Answer with one number: the count of lines in the listing below that hold the word "page".

Dataset items:
# # # # #

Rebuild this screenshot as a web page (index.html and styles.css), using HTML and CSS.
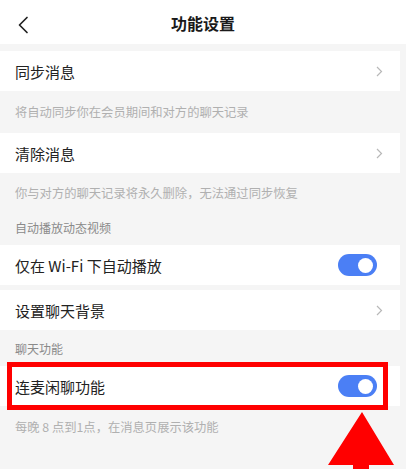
FILE: index.html
```html
<!DOCTYPE html>
<html lang="zh">
<head>
<meta charset="utf-8">
<link rel="stylesheet" href="styles.css">
</head>
<body>
<div class="page">
  <header class="header">
    <svg class="back" width="12" height="18" viewBox="0 0 12 18"><path d="M10 1.5 L2.5 9 L10 16.5" fill="none" stroke="#222" stroke-width="1.7" stroke-linecap="round" stroke-linejoin="round"/></svg>
    <div class="title">功能设置</div>
  </header>

  <div class="row first">
    <span class="label">同步消息</span>
    <svg class="chev" width="7" height="11" viewBox="0 0 7 11"><path d="M1 1 L5.5 5.5 L1 10" fill="none" stroke="#b8b8b8" stroke-width="1.2"/></svg>
  </div>
  <div class="desc d1">将自动同步你在会员期间和对方的聊天记录</div>

  <div class="row">
    <span class="label">清除消息</span>
    <svg class="chev" width="7" height="11" viewBox="0 0 7 11"><path d="M1 1 L5.5 5.5 L1 10" fill="none" stroke="#b8b8b8" stroke-width="1.2"/></svg>
  </div>
  <div class="desc d2">你与对方的聊天记录将永久删除，无法通过同步恢复</div>
  <div class="section s1">自动播放动态视频</div>

  <div class="row">
    <span class="label">仅在 Wi-Fi 下自动播放</span>
    <span class="toggle"><span class="knob"></span></span>
  </div>
  <div class="row gap">
    <span class="label">设置聊天背景</span>
    <svg class="chev" width="7" height="11" viewBox="0 0 7 11"><path d="M1 1 L5.5 5.5 L1 10" fill="none" stroke="#b8b8b8" stroke-width="1.2"/></svg>
  </div>
  <div class="section s2">聊天功能</div>

  <div class="row highlight">
    <span class="label">连麦闲聊功能</span>
    <span class="toggle"><span class="knob"></span></span>
    <div class="redbox"></div>
  </div>
  <div class="desc d3">每晚 8 点到1点，在消息页展示该功能</div>

  <svg class="arrow" width="66" height="58" viewBox="0 0 66 58"><polygon points="34,0 66,53 41,53 41,58 25,58 25,53 0,53" fill="#f00"/></svg>
</div>
</body>
</html>
```
FILE: styles.css
```css
* { box-sizing: border-box; }
html, body { margin: 0; padding: 0; }
body {
  background: #f5f5f5;
  font-family: "Noto Sans CJK SC", "Noto Sans", sans-serif;
  width: 406px;
  height: 469px;
  overflow: hidden;
}
.page {
  position: relative;
  display: flex;
  flex-direction: column;
  height: 469px;
}
.header {
  height: 44px;
  background: #fff;
  display: flex;
  align-items: center;
  justify-content: center;
  position: relative;
}
.back {
  position: absolute;
  left: 17px;
  top: 16px;
}
.title {
  font-size: 16px;
  font-weight: 700;
  color: #1a1a1a;
  margin-top: 2px;
}
.row {
  width: 400px;
  height: 40px;
  background: #fff;
  display: flex;
  align-items: center;
  justify-content: space-between;
  padding: 0 19px 0 15px;
  position: relative;
}
.row.first { margin-top: 7px; }
.row.gap { margin-top: 5px; }
.label {
  font-size: 15px;
  color: #222;
}
.chev { margin-right: -2px; margin-top: 1px; }
.desc, .section {
  display: flex;
  align-items: center;
  padding-left: 15px;
  font-size: 12.3px;
  color: #b0b0b0;
}
.section { color: #8a8a8a; font-size: 12px; }
.d1 { height: 42px; }
.d2 { height: 37px; padding-top: 2px; }
.s1 { height: 35px; }
.s2 { height: 36px; }
.d3 { height: 42px; }
.toggle {
  width: 39px;
  height: 22px;
  border-radius: 11px;
  background: #4b7ff5;
  display: flex;
  align-items: center;
  justify-content: flex-end;
  padding-right: 4px;
  margin-right: 4px;
}
.knob {
  width: 15px;
  height: 15px;
  border-radius: 50%;
  background: #fff;
}
.redbox {
  position: absolute;
  left: 7px;
  top: -4px;
  width: 381px;
  height: 48px;
  border: 5px solid #f00;
}
.arrow {
  position: absolute;
  left: 328px;
  top: 412px;
}
```
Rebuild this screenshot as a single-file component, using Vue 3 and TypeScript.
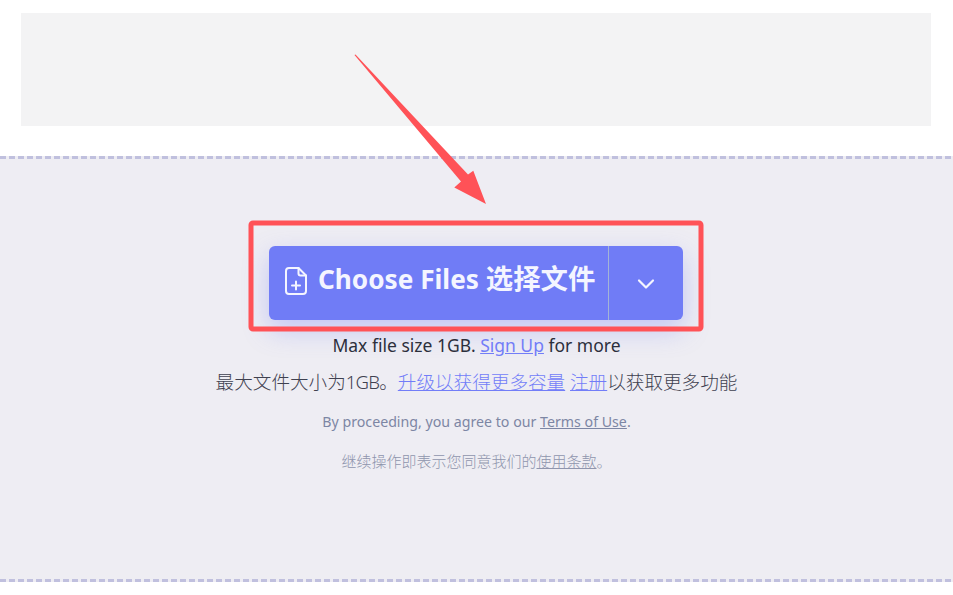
<script setup lang="ts">
</script>

<template>
  <div class="page">
    <div class="ad"></div>
    <section class="drop">
      <div class="btn-group">
        <button class="choose" type="button">
          <svg class="file-icon" width="22" height="28" viewBox="0 0 22 28" fill="none" stroke="currentColor" stroke-width="2" stroke-linecap="round" stroke-linejoin="round">
            <path d="M13.5 1H4A3 3 0 0 0 1 4v20a3 3 0 0 0 3 3h14a3 3 0 0 0 3-3V8.5z" />
            <path d="M13.5 1v5.5a2 2 0 0 0 2 2H21" />
            <path d="M11 14.5v8M7 18.5h8" />
          </svg>
          <span class="label">Choose Files <span class="label-cn">选择文件</span></span>
        </button>
        <button class="more" type="button" aria-label="more">
          <svg width="18" height="12" viewBox="0 0 18 12" fill="none" stroke="currentColor" stroke-width="2.2" stroke-linecap="round" stroke-linejoin="round">
            <path d="M2 2.5l7 7 7-7" />
          </svg>
        </button>
      </div>
      <p class="line en">Max file size 1GB. <a>Sign Up</a> for more</p>
      <p class="line cn">最大文件大小为<span class="tight">1GB</span>。<a>升级以获得更多容量</a> <a>注册</a>以获取更多功能</p>
      <p class="terms first">By proceeding, you agree to our <a>Terms of Use</a>.</p>
      <p class="terms second">继续操作即表示您同意我们的<a>使用条款</a>。</p>
    </section>

    <svg class="annotation" width="953" height="595" viewBox="0 0 953 595">
      <polygon points="354.5,55 355.5,54.5 468,174.5 473.3,170.7 486,204 454.3,187.5 461,181.5" fill="#ff5257" />
      <rect x="251" y="223" width="450" height="106" rx="2" fill="none" stroke="#ff5257" stroke-width="5" />
    </svg>
  </div>
</template>

<style scoped>
.page {
  position: relative;
  box-sizing: border-box;
  width: 953px;
  height: 595px;
  padding-top: 13px;
  overflow: hidden;
  background: #fff;
  font-family: "Noto Sans", "Noto Sans CJK SC", sans-serif;
}
.ad {
  height: 113px;
  margin: 0 22px 0 21px;
  background: #f3f3f4;
}
.drop {
  box-sizing: border-box;
  height: 426px;
  margin-top: 30px;
  padding-top: 90px;
  background-color: #eeedf3;
  display: flex;
  flex-direction: column;
  align-items: center;
  background-image:
    repeating-linear-gradient(90deg, #c0c0de 0 6px, transparent 6px 9px),
    repeating-linear-gradient(90deg, #c0c0de 0 6px, transparent 6px 9px);
  background-size: 100% 3px;
  background-position: 0 0, 0 100%;
  background-repeat: no-repeat;
}
.btn-group {
  display: flex;
  width: 414px;
  height: 74px;
  margin-right: 1px;
  border-radius: 6px;
  background: #707cf6;
  color: #f4f5ff;
  box-shadow: 0 10px 26px rgba(112, 124, 246, 0.34);
}
.btn-group button {
  border: 0;
  background: transparent;
  color: inherit;
  padding: 0;
  display: flex;
  align-items: center;
  font: inherit;
}
.btn-group .choose {
  box-sizing: content-box;
  width: 323px;
  padding-left: 16px;
  padding-bottom: 4px;
  height: 70px;
  gap: 11px;
  font-size: 26.2px;
  font-weight: 700;
  white-space: nowrap;
  border-right: 1px solid #a3b4d6;
}
.label {
  line-height: 1;
  padding-bottom: 4px;
}
.label-cn {
  font-size: 27.4px;
}
.file-icon {
  flex: none;
}
.btn-group .more {
  flex: 1;
  justify-content: center;
  padding-top: 1px;
}
.line {
  margin: 0;
  text-align: center;
  white-space: nowrap;
  color: #2c2f3c;
  font-size: 17.5px;
  line-height: 22px;
}
.line a {
  color: #727df8;
  text-decoration: underline;
}
.en {
  margin-top: 14px;
}
.cn {
  margin-top: 15px;
  color: #3f4150;
  font-size: 18.6px;
  font-weight: 300;
}
.tight {
  letter-spacing: -0.8px;
}
.terms {
  margin: 0;
  white-space: nowrap;
  font-size: 14.2px;
  line-height: 18px;
  color: #7d86a4;
}
.terms a {
  text-decoration: underline;
}
.first {
  margin-top: 20px;
}
.second {
  margin-top: 21px;
  color: #8f95ad;
  font-size: 15px;
  font-weight: 300;
}
.annotation {
  position: absolute;
  left: 0;
  top: 0;
  pointer-events: none;
}
</style>
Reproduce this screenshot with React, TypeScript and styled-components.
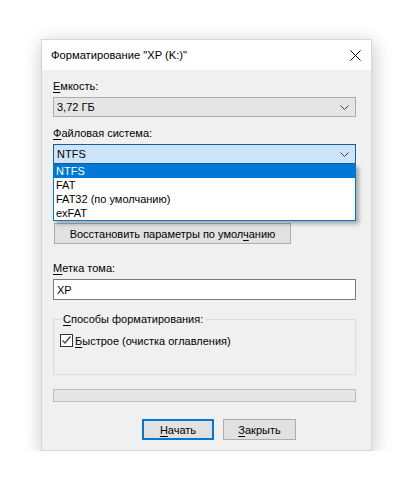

# # # # #

| Exercise result |
5